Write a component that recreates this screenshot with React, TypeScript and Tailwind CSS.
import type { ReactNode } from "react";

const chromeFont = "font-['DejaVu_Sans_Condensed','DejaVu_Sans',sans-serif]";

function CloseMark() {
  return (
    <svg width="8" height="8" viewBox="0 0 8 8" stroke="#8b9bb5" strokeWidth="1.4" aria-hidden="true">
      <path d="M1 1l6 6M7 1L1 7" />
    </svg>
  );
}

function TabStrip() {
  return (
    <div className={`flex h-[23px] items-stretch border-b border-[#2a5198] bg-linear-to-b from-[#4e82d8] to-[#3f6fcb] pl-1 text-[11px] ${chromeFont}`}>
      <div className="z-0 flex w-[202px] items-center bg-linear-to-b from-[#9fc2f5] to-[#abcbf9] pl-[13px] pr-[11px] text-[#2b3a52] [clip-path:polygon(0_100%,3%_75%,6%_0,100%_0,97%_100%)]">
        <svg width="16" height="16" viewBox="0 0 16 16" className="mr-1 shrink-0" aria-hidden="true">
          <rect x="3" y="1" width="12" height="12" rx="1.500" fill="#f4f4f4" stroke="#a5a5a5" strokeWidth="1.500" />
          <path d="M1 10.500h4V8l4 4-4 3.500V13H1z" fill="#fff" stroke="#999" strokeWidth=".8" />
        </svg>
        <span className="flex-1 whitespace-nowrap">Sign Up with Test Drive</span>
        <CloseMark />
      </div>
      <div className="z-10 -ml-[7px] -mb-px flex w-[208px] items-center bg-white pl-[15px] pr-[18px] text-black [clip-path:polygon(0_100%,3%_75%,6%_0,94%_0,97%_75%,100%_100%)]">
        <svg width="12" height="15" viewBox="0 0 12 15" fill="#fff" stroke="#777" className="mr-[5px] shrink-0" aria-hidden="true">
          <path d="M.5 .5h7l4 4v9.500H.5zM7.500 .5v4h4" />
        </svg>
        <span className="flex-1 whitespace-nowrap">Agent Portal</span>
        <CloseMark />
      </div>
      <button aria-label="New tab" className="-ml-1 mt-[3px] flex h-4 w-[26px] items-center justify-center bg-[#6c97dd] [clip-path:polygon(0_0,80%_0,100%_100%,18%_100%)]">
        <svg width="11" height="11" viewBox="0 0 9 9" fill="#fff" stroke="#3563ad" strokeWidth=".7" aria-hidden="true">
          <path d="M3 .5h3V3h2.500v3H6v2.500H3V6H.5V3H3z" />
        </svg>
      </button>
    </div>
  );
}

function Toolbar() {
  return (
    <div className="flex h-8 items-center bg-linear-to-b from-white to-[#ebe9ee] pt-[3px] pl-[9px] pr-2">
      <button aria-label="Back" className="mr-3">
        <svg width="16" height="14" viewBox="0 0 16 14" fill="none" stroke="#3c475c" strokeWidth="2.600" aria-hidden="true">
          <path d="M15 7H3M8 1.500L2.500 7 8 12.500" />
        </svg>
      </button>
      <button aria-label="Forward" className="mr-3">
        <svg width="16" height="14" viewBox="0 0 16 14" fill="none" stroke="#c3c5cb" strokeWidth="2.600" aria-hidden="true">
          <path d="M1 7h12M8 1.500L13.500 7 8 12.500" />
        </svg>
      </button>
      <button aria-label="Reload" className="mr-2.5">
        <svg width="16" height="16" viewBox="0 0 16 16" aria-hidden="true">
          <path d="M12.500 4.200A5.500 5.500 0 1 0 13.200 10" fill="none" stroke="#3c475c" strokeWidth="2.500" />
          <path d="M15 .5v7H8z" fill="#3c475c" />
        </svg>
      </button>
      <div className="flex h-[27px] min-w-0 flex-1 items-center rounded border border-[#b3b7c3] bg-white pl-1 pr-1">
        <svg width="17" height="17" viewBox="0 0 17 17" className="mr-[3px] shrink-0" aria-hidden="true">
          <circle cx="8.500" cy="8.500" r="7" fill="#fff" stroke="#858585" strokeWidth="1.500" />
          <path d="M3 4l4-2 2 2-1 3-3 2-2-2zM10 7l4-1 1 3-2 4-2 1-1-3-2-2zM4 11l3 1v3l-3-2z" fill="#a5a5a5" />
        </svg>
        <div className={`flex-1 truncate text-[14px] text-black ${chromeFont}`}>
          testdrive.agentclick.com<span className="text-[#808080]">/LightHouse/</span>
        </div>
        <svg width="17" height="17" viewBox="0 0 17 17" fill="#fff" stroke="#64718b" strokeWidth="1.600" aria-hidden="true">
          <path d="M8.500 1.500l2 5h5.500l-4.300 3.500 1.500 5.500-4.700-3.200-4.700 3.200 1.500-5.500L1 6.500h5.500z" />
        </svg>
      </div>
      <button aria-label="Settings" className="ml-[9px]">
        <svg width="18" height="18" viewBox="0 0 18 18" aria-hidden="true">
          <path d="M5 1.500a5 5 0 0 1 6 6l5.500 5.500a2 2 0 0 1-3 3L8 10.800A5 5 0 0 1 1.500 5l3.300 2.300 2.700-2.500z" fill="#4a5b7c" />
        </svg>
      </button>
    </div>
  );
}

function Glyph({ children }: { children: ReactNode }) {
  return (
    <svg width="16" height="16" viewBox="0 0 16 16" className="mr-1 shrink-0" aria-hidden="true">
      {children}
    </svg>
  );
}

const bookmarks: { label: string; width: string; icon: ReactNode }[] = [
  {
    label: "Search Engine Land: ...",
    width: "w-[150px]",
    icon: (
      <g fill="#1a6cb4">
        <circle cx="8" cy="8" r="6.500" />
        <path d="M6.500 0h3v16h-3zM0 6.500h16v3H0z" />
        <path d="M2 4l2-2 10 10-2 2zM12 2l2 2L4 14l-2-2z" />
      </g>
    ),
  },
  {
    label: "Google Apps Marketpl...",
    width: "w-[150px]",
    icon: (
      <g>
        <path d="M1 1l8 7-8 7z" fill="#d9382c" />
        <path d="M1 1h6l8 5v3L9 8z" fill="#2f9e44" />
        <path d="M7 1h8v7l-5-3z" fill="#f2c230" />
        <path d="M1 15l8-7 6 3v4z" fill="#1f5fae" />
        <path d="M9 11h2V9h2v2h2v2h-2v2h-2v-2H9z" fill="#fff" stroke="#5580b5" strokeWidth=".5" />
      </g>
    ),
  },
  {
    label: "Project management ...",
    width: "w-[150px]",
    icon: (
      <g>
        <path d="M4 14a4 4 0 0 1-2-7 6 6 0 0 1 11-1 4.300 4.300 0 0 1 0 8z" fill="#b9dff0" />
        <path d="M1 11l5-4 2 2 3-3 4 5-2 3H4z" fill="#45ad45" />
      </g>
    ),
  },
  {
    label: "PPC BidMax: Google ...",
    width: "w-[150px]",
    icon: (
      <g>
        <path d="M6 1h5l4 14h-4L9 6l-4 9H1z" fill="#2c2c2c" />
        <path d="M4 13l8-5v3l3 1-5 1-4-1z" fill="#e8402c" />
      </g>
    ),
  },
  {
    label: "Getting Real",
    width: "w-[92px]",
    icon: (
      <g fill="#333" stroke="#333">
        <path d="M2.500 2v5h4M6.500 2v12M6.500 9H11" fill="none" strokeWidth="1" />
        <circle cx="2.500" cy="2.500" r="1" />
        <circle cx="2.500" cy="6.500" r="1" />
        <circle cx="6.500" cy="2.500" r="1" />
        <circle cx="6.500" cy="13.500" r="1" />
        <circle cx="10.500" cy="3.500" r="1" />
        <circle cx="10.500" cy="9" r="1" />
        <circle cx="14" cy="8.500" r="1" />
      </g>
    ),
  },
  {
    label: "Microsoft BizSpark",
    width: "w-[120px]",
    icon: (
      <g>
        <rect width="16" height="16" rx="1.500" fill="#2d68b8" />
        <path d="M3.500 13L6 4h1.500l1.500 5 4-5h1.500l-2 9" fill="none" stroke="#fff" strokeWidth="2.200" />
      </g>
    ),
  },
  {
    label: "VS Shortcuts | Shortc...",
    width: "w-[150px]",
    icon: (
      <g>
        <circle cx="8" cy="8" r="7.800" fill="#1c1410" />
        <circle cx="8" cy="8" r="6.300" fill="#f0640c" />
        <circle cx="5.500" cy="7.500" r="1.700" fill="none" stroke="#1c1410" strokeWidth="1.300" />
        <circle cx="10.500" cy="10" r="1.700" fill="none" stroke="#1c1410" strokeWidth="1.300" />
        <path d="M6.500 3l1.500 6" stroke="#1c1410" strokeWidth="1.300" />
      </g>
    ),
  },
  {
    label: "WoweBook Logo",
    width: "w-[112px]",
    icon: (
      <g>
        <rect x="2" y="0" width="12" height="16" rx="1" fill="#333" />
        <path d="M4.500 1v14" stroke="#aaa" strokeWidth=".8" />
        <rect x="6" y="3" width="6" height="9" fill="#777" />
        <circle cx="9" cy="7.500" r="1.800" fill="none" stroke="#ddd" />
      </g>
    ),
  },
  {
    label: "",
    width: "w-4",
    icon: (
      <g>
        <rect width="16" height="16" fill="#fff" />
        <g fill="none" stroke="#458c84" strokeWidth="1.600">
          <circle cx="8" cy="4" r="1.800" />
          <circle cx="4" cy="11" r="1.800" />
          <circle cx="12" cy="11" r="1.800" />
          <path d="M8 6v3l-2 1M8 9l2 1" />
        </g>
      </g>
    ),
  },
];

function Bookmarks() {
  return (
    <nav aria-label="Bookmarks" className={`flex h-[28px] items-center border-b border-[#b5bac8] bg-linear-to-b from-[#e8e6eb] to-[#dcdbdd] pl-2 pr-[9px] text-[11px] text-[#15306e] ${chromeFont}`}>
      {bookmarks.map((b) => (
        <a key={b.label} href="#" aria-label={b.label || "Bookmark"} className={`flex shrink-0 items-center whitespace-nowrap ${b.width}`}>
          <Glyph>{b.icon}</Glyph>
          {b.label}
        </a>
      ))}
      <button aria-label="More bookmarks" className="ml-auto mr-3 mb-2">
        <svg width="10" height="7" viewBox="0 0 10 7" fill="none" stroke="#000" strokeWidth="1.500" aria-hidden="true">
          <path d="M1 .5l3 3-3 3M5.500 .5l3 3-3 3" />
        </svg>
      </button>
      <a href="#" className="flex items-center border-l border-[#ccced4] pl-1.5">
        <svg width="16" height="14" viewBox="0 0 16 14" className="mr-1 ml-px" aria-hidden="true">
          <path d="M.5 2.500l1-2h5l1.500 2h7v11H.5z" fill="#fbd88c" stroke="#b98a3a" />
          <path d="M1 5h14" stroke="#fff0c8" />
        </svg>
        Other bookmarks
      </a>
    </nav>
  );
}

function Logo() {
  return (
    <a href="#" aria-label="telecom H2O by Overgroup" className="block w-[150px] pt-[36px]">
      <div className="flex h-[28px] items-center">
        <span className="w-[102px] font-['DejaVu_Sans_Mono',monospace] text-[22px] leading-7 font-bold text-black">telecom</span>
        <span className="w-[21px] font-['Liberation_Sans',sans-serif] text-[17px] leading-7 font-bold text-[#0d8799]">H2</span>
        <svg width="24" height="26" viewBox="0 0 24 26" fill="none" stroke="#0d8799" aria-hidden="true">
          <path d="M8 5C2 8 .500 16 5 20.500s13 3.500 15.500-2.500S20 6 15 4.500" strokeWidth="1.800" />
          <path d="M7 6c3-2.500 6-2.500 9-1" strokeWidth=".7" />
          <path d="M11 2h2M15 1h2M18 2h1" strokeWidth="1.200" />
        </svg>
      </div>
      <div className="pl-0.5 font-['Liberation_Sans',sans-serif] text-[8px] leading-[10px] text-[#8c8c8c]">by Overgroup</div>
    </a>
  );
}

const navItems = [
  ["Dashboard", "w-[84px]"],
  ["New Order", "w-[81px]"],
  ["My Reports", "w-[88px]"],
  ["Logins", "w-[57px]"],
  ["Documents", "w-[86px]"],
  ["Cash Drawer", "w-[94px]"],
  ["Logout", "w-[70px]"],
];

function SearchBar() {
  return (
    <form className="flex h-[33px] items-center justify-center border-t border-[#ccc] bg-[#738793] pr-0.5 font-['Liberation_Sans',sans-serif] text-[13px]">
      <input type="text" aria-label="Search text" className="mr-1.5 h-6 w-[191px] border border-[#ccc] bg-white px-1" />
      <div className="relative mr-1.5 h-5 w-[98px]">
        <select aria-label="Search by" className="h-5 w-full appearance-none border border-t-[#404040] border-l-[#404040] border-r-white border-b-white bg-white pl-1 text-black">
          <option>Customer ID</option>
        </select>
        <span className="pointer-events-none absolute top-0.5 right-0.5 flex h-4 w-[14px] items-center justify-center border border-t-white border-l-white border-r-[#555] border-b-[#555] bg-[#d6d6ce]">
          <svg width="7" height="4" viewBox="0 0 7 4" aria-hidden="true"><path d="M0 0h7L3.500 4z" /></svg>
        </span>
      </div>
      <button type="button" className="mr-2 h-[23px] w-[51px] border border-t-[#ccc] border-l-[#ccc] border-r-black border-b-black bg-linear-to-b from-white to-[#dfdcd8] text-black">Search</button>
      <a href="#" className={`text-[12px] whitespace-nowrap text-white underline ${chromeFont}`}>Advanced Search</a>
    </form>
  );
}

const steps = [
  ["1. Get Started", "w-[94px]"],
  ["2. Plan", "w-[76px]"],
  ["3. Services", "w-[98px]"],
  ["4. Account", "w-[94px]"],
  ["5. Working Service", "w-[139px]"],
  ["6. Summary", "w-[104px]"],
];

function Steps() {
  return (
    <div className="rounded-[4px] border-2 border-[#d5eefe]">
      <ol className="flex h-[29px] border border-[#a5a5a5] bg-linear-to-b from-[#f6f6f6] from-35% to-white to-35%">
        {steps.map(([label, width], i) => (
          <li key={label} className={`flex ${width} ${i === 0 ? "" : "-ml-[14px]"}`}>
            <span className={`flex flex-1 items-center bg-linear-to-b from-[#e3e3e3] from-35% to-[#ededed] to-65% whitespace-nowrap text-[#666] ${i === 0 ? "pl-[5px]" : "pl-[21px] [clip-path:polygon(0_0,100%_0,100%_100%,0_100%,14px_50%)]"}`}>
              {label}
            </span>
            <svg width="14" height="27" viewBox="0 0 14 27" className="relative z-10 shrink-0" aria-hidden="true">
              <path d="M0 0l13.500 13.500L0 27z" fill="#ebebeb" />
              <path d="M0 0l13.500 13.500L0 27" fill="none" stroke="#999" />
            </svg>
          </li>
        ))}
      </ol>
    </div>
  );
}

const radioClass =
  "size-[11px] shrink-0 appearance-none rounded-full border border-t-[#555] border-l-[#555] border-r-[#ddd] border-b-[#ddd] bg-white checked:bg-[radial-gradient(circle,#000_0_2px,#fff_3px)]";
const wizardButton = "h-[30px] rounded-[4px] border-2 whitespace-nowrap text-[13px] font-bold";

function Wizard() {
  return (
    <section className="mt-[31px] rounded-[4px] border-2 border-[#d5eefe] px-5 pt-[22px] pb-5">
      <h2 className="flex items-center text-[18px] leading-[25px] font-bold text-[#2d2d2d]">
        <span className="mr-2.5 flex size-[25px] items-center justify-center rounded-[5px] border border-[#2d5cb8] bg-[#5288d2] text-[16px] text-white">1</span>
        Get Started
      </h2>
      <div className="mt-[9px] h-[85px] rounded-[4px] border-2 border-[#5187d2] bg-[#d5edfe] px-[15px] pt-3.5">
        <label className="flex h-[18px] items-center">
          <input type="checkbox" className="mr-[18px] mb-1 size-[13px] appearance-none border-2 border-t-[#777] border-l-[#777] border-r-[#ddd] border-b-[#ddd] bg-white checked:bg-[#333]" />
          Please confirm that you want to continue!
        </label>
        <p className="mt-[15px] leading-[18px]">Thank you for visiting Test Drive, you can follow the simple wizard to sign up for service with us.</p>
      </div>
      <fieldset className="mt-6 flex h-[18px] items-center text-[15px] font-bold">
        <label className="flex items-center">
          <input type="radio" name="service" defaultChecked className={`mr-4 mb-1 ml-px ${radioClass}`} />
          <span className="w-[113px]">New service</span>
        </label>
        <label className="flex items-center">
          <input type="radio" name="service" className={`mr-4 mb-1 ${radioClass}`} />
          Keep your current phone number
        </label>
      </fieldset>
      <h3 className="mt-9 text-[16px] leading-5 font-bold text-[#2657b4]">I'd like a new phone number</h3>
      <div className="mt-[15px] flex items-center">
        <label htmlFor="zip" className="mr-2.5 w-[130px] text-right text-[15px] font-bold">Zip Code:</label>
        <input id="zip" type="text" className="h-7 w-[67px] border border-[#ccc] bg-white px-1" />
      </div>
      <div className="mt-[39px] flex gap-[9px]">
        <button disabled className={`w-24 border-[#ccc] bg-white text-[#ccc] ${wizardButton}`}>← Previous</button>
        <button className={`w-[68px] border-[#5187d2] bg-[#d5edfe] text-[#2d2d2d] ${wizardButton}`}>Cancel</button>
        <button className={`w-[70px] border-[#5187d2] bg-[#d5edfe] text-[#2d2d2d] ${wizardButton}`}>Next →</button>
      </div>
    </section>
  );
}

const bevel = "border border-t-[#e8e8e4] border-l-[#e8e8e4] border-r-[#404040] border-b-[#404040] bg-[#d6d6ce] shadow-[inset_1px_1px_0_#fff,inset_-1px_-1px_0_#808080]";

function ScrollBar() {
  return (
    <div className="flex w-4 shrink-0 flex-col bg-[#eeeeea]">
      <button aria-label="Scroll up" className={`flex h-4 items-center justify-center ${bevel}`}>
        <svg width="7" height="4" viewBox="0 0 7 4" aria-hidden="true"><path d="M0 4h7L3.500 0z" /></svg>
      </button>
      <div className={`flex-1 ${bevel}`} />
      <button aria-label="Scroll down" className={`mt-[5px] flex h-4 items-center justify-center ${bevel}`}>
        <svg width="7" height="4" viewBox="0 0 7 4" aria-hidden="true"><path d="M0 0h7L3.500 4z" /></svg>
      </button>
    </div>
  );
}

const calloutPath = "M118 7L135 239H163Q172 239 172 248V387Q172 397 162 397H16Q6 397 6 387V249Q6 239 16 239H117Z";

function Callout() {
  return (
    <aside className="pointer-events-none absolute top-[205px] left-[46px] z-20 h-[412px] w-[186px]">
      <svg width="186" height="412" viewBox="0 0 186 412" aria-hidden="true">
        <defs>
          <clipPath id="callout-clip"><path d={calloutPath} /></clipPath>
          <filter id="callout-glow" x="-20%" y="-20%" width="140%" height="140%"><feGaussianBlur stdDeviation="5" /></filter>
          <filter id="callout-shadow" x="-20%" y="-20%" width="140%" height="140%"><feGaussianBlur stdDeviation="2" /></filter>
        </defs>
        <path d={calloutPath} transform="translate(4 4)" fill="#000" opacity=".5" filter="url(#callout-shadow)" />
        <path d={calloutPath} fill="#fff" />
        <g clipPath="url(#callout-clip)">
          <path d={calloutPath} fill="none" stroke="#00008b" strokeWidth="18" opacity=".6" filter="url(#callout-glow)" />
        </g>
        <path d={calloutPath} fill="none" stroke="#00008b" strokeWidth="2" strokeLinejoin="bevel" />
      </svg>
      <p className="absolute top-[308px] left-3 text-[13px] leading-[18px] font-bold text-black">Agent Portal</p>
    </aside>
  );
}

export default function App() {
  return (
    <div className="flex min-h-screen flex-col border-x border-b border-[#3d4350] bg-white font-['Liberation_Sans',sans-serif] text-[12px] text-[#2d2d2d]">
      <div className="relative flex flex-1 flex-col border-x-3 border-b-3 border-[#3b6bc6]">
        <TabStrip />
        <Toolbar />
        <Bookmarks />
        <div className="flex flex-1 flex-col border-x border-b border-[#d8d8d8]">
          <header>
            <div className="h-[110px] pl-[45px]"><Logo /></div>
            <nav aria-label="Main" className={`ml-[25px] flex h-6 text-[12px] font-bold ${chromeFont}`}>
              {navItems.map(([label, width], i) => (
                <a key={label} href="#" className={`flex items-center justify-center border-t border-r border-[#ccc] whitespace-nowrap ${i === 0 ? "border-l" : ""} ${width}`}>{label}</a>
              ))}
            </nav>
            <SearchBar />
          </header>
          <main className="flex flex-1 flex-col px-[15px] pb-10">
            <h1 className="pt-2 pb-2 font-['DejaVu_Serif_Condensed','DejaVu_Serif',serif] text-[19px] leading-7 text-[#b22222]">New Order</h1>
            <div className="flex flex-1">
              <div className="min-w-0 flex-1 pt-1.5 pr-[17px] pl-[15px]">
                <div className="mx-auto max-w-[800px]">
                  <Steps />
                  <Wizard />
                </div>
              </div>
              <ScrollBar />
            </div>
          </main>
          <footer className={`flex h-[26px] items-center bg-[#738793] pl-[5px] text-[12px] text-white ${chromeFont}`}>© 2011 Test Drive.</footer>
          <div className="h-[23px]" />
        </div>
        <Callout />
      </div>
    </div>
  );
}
────────
__Problem requirements__: Collect, from the material above, every line containing the word "that".

__Answer to this exercise__:
Write a component that recreates this screenshot with React, TypeScript and Tailwind CSS.
          Please confirm that you want to continue!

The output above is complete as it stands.